What you need to do:
Copy each line of the data below exactly, leaving out pictures.

Information supplied:
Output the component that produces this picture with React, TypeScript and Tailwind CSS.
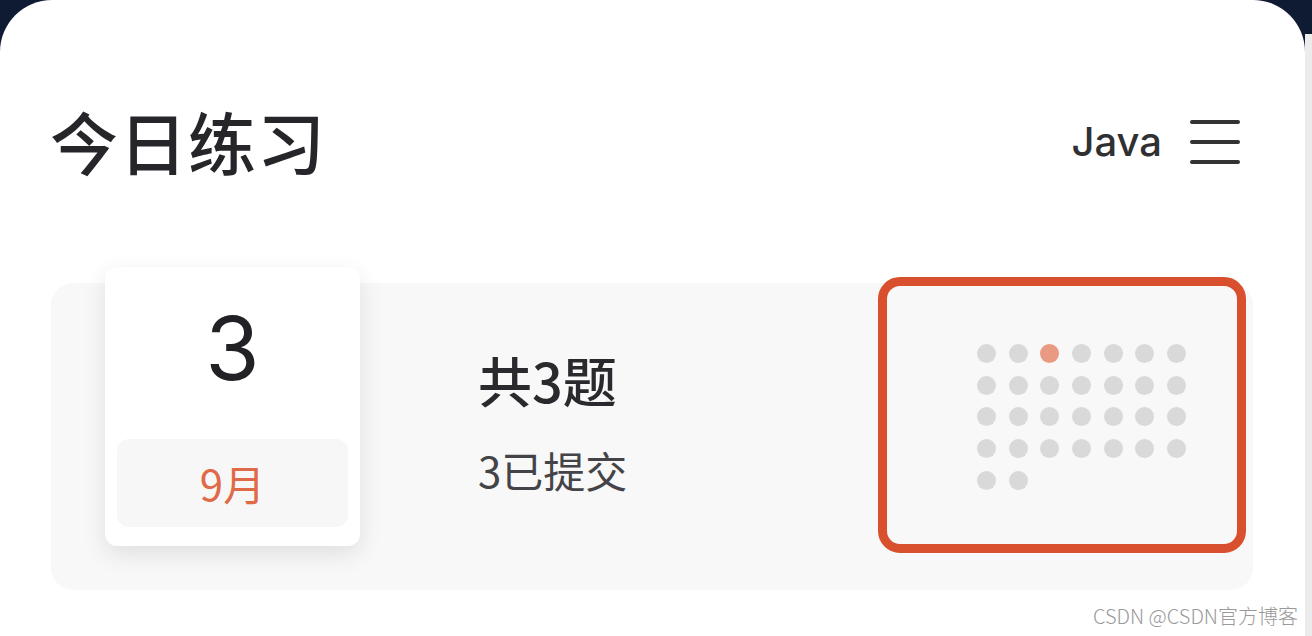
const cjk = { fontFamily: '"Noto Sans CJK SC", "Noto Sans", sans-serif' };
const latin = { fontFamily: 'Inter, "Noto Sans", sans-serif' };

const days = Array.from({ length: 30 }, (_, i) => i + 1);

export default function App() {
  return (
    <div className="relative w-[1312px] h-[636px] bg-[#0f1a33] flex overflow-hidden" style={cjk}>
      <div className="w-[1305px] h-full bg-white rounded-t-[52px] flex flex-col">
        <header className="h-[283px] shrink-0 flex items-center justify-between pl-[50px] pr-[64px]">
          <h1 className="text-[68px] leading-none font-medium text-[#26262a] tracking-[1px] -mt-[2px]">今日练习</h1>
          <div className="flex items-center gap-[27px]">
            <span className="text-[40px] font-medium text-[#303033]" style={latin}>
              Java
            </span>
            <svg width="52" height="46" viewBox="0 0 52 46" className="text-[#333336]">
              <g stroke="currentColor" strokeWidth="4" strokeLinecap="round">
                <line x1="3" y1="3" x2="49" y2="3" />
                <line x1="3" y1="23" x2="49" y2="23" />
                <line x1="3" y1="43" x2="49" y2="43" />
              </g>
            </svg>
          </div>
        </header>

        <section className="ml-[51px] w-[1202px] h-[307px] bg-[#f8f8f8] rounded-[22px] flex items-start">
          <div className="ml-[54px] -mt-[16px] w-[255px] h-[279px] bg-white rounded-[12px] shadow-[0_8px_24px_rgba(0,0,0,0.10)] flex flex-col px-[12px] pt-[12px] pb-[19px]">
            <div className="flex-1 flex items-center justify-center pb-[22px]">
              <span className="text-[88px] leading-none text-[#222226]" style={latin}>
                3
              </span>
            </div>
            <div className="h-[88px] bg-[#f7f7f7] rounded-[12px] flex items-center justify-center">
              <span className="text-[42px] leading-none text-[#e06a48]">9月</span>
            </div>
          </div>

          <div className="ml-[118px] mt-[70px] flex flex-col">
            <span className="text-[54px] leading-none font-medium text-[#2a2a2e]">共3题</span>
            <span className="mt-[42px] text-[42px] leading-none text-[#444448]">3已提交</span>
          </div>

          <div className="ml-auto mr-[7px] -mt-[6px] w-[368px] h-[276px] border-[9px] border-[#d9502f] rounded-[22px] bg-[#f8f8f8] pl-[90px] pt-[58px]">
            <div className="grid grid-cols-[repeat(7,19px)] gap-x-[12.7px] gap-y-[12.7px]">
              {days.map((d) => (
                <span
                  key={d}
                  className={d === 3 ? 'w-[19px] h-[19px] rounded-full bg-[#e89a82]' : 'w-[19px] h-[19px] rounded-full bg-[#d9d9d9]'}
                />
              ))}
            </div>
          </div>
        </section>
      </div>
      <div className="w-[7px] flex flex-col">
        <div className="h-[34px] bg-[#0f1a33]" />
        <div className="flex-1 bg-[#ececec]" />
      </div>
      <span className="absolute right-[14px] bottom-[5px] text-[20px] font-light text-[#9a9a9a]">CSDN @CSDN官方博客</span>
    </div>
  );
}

Written reply:
Output the component that produces this picture with React, TypeScript and Tailwind CSS.
const cjk = { fontFamily: '"Noto Sans CJK SC", "Noto Sans", sans-serif' };
const latin = { fontFamily: 'Inter, "Noto Sans", sans-serif' };

const days = Array.from({ length: 30 }, (_, i) => i + 1);

export default function App() {
  return (
    <div className="relative w-[1312px] h-[636px] bg-[#0f1a33] flex overflow-hidden" style={cjk}>
      <div className="w-[1305px] h-full bg-white rounded-t-[52px] flex flex-col">
        <header className="h-[283px] shrink-0 flex items-center justify-between pl-[50px] pr-[64px]">
          <h1 className="text-[68px] leading-none font-medium text-[#26262a] tracking-[1px] -mt-[2px]">今日练习</h1>
          <div className="flex items-center gap-[27px]">
            <span className="text-[40px] font-medium text-[#303033]" style={latin}>
              Java
            </span>
            <svg width="52" height="46" viewBox="0 0 52 46" className="text-[#333336]">
              <g stroke="currentColor" strokeWidth="4" strokeLinecap="round">
                <line x1="3" y1="3" x2="49" y2="3" />
                <line x1="3" y1="23" x2="49" y2="23" />
                <line x1="3" y1="43" x2="49" y2="43" />
              </g>
            </svg>
          </div>
        </header>

        <section className="ml-[51px] w-[1202px] h-[307px] bg-[#f8f8f8] rounded-[22px] flex items-start">
          <div className="ml-[54px] -mt-[16px] w-[255px] h-[279px] bg-white rounded-[12px] shadow-[0_8px_24px_rgba(0,0,0,0.10)] flex flex-col px-[12px] pt-[12px] pb-[19px]">
            <div className="flex-1 flex items-center justify-center pb-[22px]">
              <span className="text-[88px] leading-none text-[#222226]" style={latin}>
                3
              </span>
            </div>
            <div className="h-[88px] bg-[#f7f7f7] rounded-[12px] flex items-center justify-center">
              <span className="text-[42px] leading-none text-[#e06a48]">9月</span>
            </div>
          </div>

          <div className="ml-[118px] mt-[70px] flex flex-col">
            <span className="text-[54px] leading-none font-medium text-[#2a2a2e]">共3题</span>
            <span className="mt-[42px] text-[42px] leading-none text-[#444448]">3已提交</span>
          </div>

          <div className="ml-auto mr-[7px] -mt-[6px] w-[368px] h-[276px] border-[9px] border-[#d9502f] rounded-[22px] bg-[#f8f8f8] pl-[90px] pt-[58px]">
            <div className="grid grid-cols-[repeat(7,19px)] gap-x-[12.7px] gap-y-[12.7px]">
              {days.map((d) => (
                <span
                  key={d}
                  className={d === 3 ? 'w-[19px] h-[19px] rounded-full bg-[#e89a82]' : 'w-[19px] h-[19px] rounded-full bg-[#d9d9d9]'}
                />
              ))}
            </div>
          </div>
        </section>
      </div>
      <div className="w-[7px] flex flex-col">
        <div className="h-[34px] bg-[#0f1a33]" />
        <div className="flex-1 bg-[#ececec]" />
      </div>
      <span className="absolute right-[14px] bottom-[5px] text-[20px] font-light text-[#9a9a9a]">CSDN @CSDN官方博客</span>
    </div>
  );
}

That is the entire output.